Earlier this year in the series of articles following the Rare Disease Day video one featured a question by Elisabeth from Denmark ” Why my son and not me?”
The article can be seen HERE.
Recently Global Action has received an article from the eminent aHUS researcher Prof. Santiago Rodriqez de Cordoba from Spain.
it is about the risk of a complement variant ( the preferred term now to “mutation”) carrying member of an aHUS patient’s family onseting with aHUS.
The full article can be read at this link HERE.
What Santiago and his team did was to look at family records in the Spanish aHUS Registry. The Registry had 640 entries of which there was data for 96 families with pathogenic variants which predispose people to aHUS. Plus another 7 families with a “likely” pathogenic variants but it is not certain they can cause the disease..
Data was available for 372 individuals in those 103 family pedigrees.
In addition to whether those individuals had a rare aHUS pathogenic complement variants, they were also genetically tested for two “at more risk” polymorphisms i.e. genetic variants in complement which are common in the general population. The polymorphisms tested for were CFH- H3, which is strongly associated with the risk of aHUS and MCPggaac an important risk factor.
Overall those who had onset with aHUS were more likely to have at risk polymorphisms ( around 50% ) than those who were only pathogenic variant carriers.The 372 family members were then categorised into whether they had none, or one, or two pathogenic variants and whether they had CFH-H3, or MCPggaac, risk variants or both.
Of the 286 family members related to 80 index aHUS patients ( I.e. the original family member who had aHUS) who had only one disease predisposing variant, 134 members also had the variant. So slightly more than half did not inherit the variant, Of those 134 who did only 10 had also onset with aHUS. Only one in sixteen of them by age 35 and 1 in 10 by age 48.
None of the members with no pathogenic variant had onset with aHUS, even though 80% of them had the “at risk” polymorphisms. These family members will not onset with aHUS.
Also of the non onsetting single pathogenic variant carriers, 30 % had no “at risk” polymorphism. They are unlikely to experience aHUS.
So 70% of those with a pathogenic variant are potentially at risk of aHUS. But as stated above only 10 ( with variants in C3 (2) , CFH (3) , CFB (3) and MCP (2) have actually onset. Of the 10, 4 had only the MCPggaac risk factor and 6 had both polymorphisms.
It is different matter for the 23 families with two pathogenic variants. Firstly, even with just having two pathogenic variants they have more risk of developing aHUS than those with one genetic variant. Three times the risk! Around 1 in 5 will have onset by age 35, increasing to 1 in 3 by reaching 44 years old. But when the “at risk” haplotypes are added, 1 in 2 onset by 35 , and all have onset by age 44.

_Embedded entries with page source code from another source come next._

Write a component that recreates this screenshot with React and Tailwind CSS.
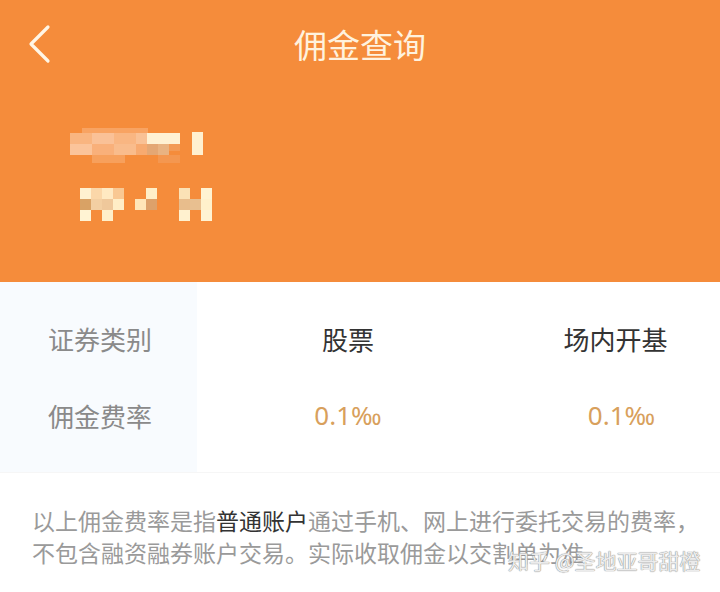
import React from 'react';

const font = { fontFamily: '"Noto Sans CJK SC", "Noto Sans", sans-serif' };

// mosaic cells for the blurred account info: [x, y, w, h, color]
const mosaic = [
  [82, 128, 66, 6, '#f8a362'],
  [70, 133, 22, 11, '#f9b580'],
  [92, 133, 22, 11, '#fac197'],
  [114, 133, 22, 11, '#f9b682'],
  [136, 133, 11, 11, '#f9c195'],
  [147, 133, 33, 11, '#fff1d3'],
  [70, 144, 22, 11, '#fbc49a'],
  [92, 144, 22, 11, '#f9b07a'],
  [114, 144, 22, 11, '#f9bc8c'],
  [136, 144, 11, 11, '#f7aa70'],
  [147, 144, 11, 11, '#e4a774'],
  [158, 144, 11, 11, '#e9b382'],
  [169, 144, 11, 7, '#f39a55'],
  [92, 155, 33, 8, '#f7a05c'],
  [158, 155, 22, 8, '#f49750'],
  [192, 132, 11, 23, '#fff0d0'],
  [80, 188, 11, 11, '#fff1d0'],
  [91, 188, 11, 11, '#fbd7a9'],
  [102, 188, 11, 11, '#ffe9c2'],
  [113, 188, 11, 11, '#f9c893'],
  [146, 188, 11, 11, '#ffefc8'],
  [179, 188, 11, 11, '#fbe2b6'],
  [201, 188, 11, 11, '#fff3d2'],
  [80, 199, 11, 11, '#d9a265'],
  [91, 199, 11, 11, '#f3cfa2'],
  [102, 199, 11, 11, '#efc89b'],
  [113, 199, 11, 11, '#ffedc6'],
  [135, 199, 11, 11, '#ffe6b8'],
  [146, 199, 11, 11, '#dda16a'],
  [179, 199, 11, 11, '#e8bd8c'],
  [190, 199, 11, 11, '#e8bf90'],
  [201, 199, 11, 11, '#fff1cc'],
  [80, 210, 11, 11, '#fff3d3'],
  [102, 210, 11, 11, '#ffefc9'],
  [179, 210, 11, 11, '#fff1cf'],
  [201, 210, 11, 11, '#fff3d3'],
];

export default function App() {
  return (
    <div className="w-[720px] h-[592px] bg-white relative overflow-hidden" style={font}>
      <div className="h-[282px] bg-[#f58c3b] relative">
        <div className="h-[90px] flex items-center justify-center relative">
          <svg className="absolute left-[26px] top-[24px]" width="26" height="40" viewBox="0 0 26 40">
            <path d="M22 3 L5 20 L22 37" fill="none" stroke="#fff6e6" strokeWidth="3.2" strokeLinecap="round" strokeLinejoin="round" />
          </svg>
          <div className="text-[33px] text-[#fff2de] leading-none -mt-[2px]">佣金查询</div>
        </div>
        <svg className="absolute left-0 top-0" width="260" height="282" viewBox="0 0 260 282">
          {mosaic.map(([x, y, w, h, c], i) => (
            <rect key={i} x={x} y={y} width={w} height={h} fill={c} />
          ))}
        </svg>
      </div>

      <div className="flex h-[191px] border-b border-[#f6f6f6]">
        <div className="w-[197px] bg-[#f8fbfe] pt-[18px]">
          <div className="h-[77px] flex items-center pl-[48px] text-[26px] text-[#8a8a8a]">证券类别</div>
          <div className="h-[77px] flex items-center pl-[48px] text-[26px] text-[#8a8a8a]">佣金费率</div>
        </div>
        <div className="w-[302px] pt-[18px]">
          <div className="h-[77px] flex items-center justify-center text-[26px] text-[#333333]">股票</div>
          <div className="h-[77px] flex items-center justify-center text-[26px] text-[#d8a05c]" style={{ fontFamily: '"Noto Sans", sans-serif' }}>0.1‰</div>
        </div>
        <div className="flex-1 pt-[18px] pl-[12px]">
          <div className="h-[77px] flex items-center justify-center text-[26px] text-[#333333]">场内开基</div>
          <div className="h-[77px] flex items-center justify-center pl-[12px] text-[26px] text-[#d8a05c]" style={{ fontFamily: '"Noto Sans", sans-serif' }}>0.1‰</div>
        </div>
      </div>

      <div className="px-[32px] pt-[31px] text-[23px] leading-[32px] text-[#9a9a9a] whitespace-nowrap">
        <div>以上佣金费率是指<span className="text-[#333333]">普通账户</span>通过手机、网上进行委托交易的费率，</div>
        <div>不包含融资融券账户交易。实际收取佣金以交割单为准</div>
      </div>

      <div
        className="absolute left-[508px] top-[545px] text-[21px] leading-[30px] text-[#ececec] whitespace-nowrap"
        style={{ textShadow: '0 0 1px #8c8c8c, 0 0 1px #8c8c8c' }}
      >
        知乎 @圣地亚哥甜橙
      </div>
    </div>
  );
}
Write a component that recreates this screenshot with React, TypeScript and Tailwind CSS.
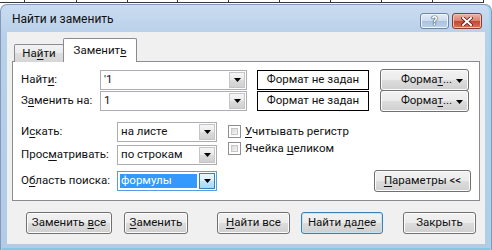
import React from "react";

const U = ({ children }: { children: React.ReactNode }) => (
  <span className="underline underline-offset-[2px] decoration-[1px]">{children}</span>
);

function Arrow({ className = "" }: { className?: string }) {
  return (
    <svg width="7" height="4" viewBox="0 0 7 4" className={className}>
      <path d="M0 0H7L3.5 4Z" fill="#000" />
    </svg>
  );
}

function Combo({
  value,
  w,
  focused = false,
}: {
  value: React.ReactNode;
  w: string;
  focused?: boolean;
}) {
  return (
    <div className={`h-[20px] ${w} flex border ${focused ? "border-[#569de5]" : "border-[#abadb3]"} bg-white`}>
      <div className="flex-1 flex items-stretch p-[2px] min-w-0">
        {focused ? (
          <div className="flex-1 bg-[#3399ff] text-white flex items-center pl-px leading-none">
            <span>{value}</span>
          </div>
        ) : (
          <div className="flex-1 flex items-center pl-[1px] leading-none">
            <span>{value}</span>
          </div>
        )}
      </div>
      <div
        className={`w-[16px] my-px mr-px flex items-center justify-center border ${
          focused
            ? "border-[#3c7fb1] bg-[linear-gradient(#eaf6fd,#d9f0fc_50%,#bee6fd_50%,#a7d9f5)]"
            : "border-[#c5c5c5] bg-[linear-gradient(#f6f6f6,#e9e9e9_50%,#dcdcdc_50%,#d0d0d0)]"
        }`}
      >
        <Arrow />
      </div>
    </div>
  );
}

function Btn({
  children,
  className = "",
  def = false,
}: {
  children: React.ReactNode;
  className?: string;
  def?: boolean;
}) {
  return (
    <div
      className={`h-[22px] flex items-center justify-center rounded-[3px] border leading-none ${
        def
          ? "border-[#3c7fb1] shadow-[inset_0_0_0_1px_#c4e5f6] bg-[linear-gradient(#f2f2f2,#ebebeb_50%,#dddddd_50%,#cfcfcf)]"
          : "border-[#707070] shadow-[inset_0_0_0_1px_#fcfcfc] bg-[linear-gradient(#f2f2f2,#ebebeb_50%,#dddddd_50%,#cfcfcf)]"
      } ${className}`}
    >
      <span className="whitespace-pre">{children}</span>
    </div>
  );
}

function Check({ children }: { children: React.ReactNode }) {
  return (
    <div className="h-[17px] flex items-center">
      <div className="w-[13px] h-[13px] border border-[#8e8f8f] bg-white p-[2px]">
        <div className="w-full h-full border border-[#c6c6c6] bg-[linear-gradient(135deg,#dadada,#f5f5f5)]" />
      </div>
      <span className="ml-[4px] leading-none">{children}</span>
    </div>
  );
}

function FormatBtn() {
  return (
    <div className="ml-[11px] w-[89px] h-[22px] relative flex items-center justify-center rounded-[3px] border border-[#707070] shadow-[inset_0_0_0_1px_#fcfcfc] bg-[linear-gradient(#f2f2f2,#ebebeb_50%,#dddddd_50%,#cfcfcf)] leading-none">
      <span className="ml-[4px]">
        Форма<U>т</U>...
      </span>
      <Arrow className="absolute right-[5px] top-[9px]" />
    </div>
  );
}

export default function App() {
  const cells = [25, 52, 51, 50, 51, 51, 51, 51, 51, 51];
  return (
    <div className="w-[492px] h-[250px] bg-white overflow-hidden text-[11.5px] text-[#111] font-['Roboto',sans-serif]">
      {/* spreadsheet behind */}
      <div className="h-[4px] flex">
        {cells.map((c, i) => (
          <div key={i} style={{ width: c }} className="h-[3px] shrink-0 border-r border-b border-[#3a3a3a]" />
        ))}
      </div>

      {/* window */}
      <div className="h-[246px] rounded-t-[7px] border border-b-0 border-[#7f9aba] bg-[linear-gradient(#cadcf0,#b9d0e9_30px,#b4cbe6)] flex flex-col shadow-[inset_-2px_0_0_#9fd8ee]">
        {/* title bar */}
        <div className="h-[27px] flex items-start">
          <div className="pl-[11px] pt-[8px] leading-none text-[12px] text-[#111]">Найти и заменить</div>
          <div className="flex-1" />
          <div className="mt-[8px] w-[29px] h-[16px] rounded-[3px] border border-[#6f86a2] bg-[linear-gradient(#e4edf7,#cbdaec_50%,#aac2de_50%,#bcd2ea)] shadow-[inset_0_0_0_1px_#eef4fb] flex items-center justify-center">
            <span className="font-bold text-[12px] leading-none text-white [text-shadow:0_0_1px_#33465c,0_0_1px_#33465c,0_0_1px_#33465c]">?</span>
          </div>
          <div className="mt-[8px] ml-[3px] mr-[9px] w-[30px] h-[16px] rounded-[3px] border border-[#8a3b33] bg-[linear-gradient(#eab3a7,#d9826f_50%,#c4452f_50%,#d8735a)] shadow-[inset_0_0_0_1px_#f1c2b6] flex items-center justify-center">
            <svg width="12" height="9" viewBox="0 0 12 9">
              <path d="M2 1L10 8M10 1L2 8" stroke="#5a1d16" strokeWidth="3.6" strokeLinecap="square" />
              <path d="M2 1L10 8M10 1L2 8" stroke="#fff" strokeWidth="2" strokeLinecap="square" />
            </svg>
          </div>
        </div>

        {/* client area */}
        <div className="ml-[6px] mr-[6px] h-[212px] bg-[#f0f0f0] pl-[5px] pr-[5px] pt-[7px]">
          {/* tabs */}
          <div className="flex items-end ml-[2px] h-[23px] -mb-px relative">
            <div className="w-[50px] h-[18px] border border-b-0 border-[#898c95] rounded-t-[2px] bg-[linear-gradient(#f3f3f3,#ebebeb_50%,#dedede_50%,#d6d6d6)] flex items-center justify-center leading-none">
              <span>
                На<U>й</U>ти
              </span>
            </div>
            <div className="w-[74px] h-[24px] -ml-px border border-b-0 border-[#898c95] rounded-t-[2px] bg-white flex items-start justify-center pt-[6px] leading-none relative z-10">
              <span>
                Заменит<U>ь</U>
              </span>
            </div>
          </div>

          {/* panel */}
          <div className="h-[140px] border border-[#898c95] bg-white flex flex-col pl-[8px] pr-[8px] pt-[8px]">
            {/* row 1 */}
            <div className="flex items-center h-[20px]">
              <div className="w-[79px] leading-none">
                Найт<U>и</U>:
              </div>
              <Combo w="w-[147px]" value="'1" />
              <div className="ml-[10px] w-[112px] h-[20px] border border-black bg-white flex items-center justify-center leading-none">
                <span>Формат не задан</span>
              </div>
              <FormatBtn />
            </div>
            {/* row 2 */}
            <div className="flex items-center h-[20px] mt-[1px]">
              <div className="w-[79px] leading-none">
                З<U>а</U>менить на:
              </div>
              <Combo w="w-[147px]" value="1" />
              <div className="ml-[10px] w-[112px] h-[20px] border border-black bg-white flex items-center justify-center leading-none">
                <span>Формат не задан</span>
              </div>
              <FormatBtn />
            </div>

            {/* section 2 */}
            <div className="flex mt-[11px]">
              <div className="flex flex-col">
                <div className="flex items-center h-[20px]">
                  <div className="w-[96px] leading-none">
                    И<U>с</U>кать:
                  </div>
                  <Combo w="w-[100px]" value="на листе" />
                </div>
                <div className="flex items-center h-[20px] mt-[3px]">
                  <div className="w-[96px] leading-none">
                    Прос<U>м</U>атривать:
                  </div>
                  <Combo w="w-[100px]" value="по строкам" />
                </div>
                <div className="flex items-center h-[20px] mt-[6px]">
                  <div className="w-[96px] leading-none">
                    О<U>б</U>ласть поиска:
                  </div>
                  <Combo w="w-[100px]" value="формулы" focused />
                </div>
              </div>
              <div className="ml-[11px] flex flex-col mt-[1px]">
                <Check>
                  <U>У</U>читывать регистр
                </Check>
                <Check>
                  Ячейка <U>ц</U>еликом
                </Check>
              </div>
              <div className="flex-1" />
              <Btn className="w-[97px] self-end -mb-[1px]">
                <U>П</U>араметры &lt;&lt;
              </Btn>
            </div>
          </div>

          {/* bottom buttons */}
          <div className="flex mt-[11px] -ml-[5px]">
            <Btn className="ml-[19px] w-[86px]">
              Заменить <U>в</U>се
            </Btn>
            <Btn className="ml-[12px] w-[64px]">
              <U>З</U>аменить
            </Btn>
            <Btn className="ml-[29px] w-[73px]">
              <U>Н</U>айти все
            </Btn>
            <Btn className="ml-[11px] w-[82px]" def>
              Найти да<U>л</U>ее
            </Btn>
            <Btn className="ml-[20px] w-[73px]">Закрыть</Btn>
          </div>
        </div>
        <div className="flex-1 border-b-2 border-[#7fcbe6] mx-[1px]" />
      </div>
    </div>
  );
}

Having aHUS is far from certain even if a person has a single pathogenic variant. Having ” at risk” polymorphisms, or not, influences their chances of onsetting, but not significantly.
But when carrying two pathogenic the chance of having aHUS increases, the odds shorten much further by having one “at risk” polymorphism and to certainty to onset in time if the carrier has the two at risk polymorphisms.
The table below summarises the risk of a family member also having aHUS according to pathogenic variants and polymorphisms they have.
|None||No risk||No risk||No risk||No risk|
|One||Highly unlikely||Low Risk||Low risk||Slightly higher risk|
|Two||Much higher risk||Very high risk||Very high risk||Certainty|
When it comes to someone’s aHUS genetic factors it is what it is. It was determined at conception. ”The moving finger writes and having writ moves on” ( Omar Khyyam), The disease also requires some environmental trigger too. Those genetically susceptible may face many of those hits during their life time and still not onset. But it will only be very few people, within what is a very rare disease anyway, who have a set of genetic circumstances where they face a certainty that they will onset at some time in their lives.
According to this important study for most carriers in aHUS families the outlook is not as threatening as it would seem. .
Whether people would welcome knowing not knowing their risks is a conundrum for all with genetic diseases, particularly so for one as complex and variable as aHUS. Many susceptible will have no idea of their genetic status, maybe not told even.
Genetic counselling for anyone found to have an aHUS predisposing variant presents challenges, because of the factors influencing penetrance. The polymorphism effect is one factor. Having two or more complement rare mutations can increase risk of aHUS but still not always, but with a 100% likelihood it will with ”at risk” polymorphisms. But if no mutations are found in some patients there is nothing to base genetic counselling on.
One final thought.
Although it was not within the scope of the research which inspired this article, if someone who is unlikely to onset even with a pathogenic variant but also with no “at risk” polymorphisms, has a partner with no pathogenic variant but with one or more of the two “at risk” polymorphisms, then there is a chance that any children they have who inherit the pathogenic variant may also inherit the “at risk” polymorphism and may likely onset at some point but more likely not.
aHUS could well skip a generation, even generation after generation after generation maybe and revert back somewhere down line.
So “why them not me” may be on the minds of that someone.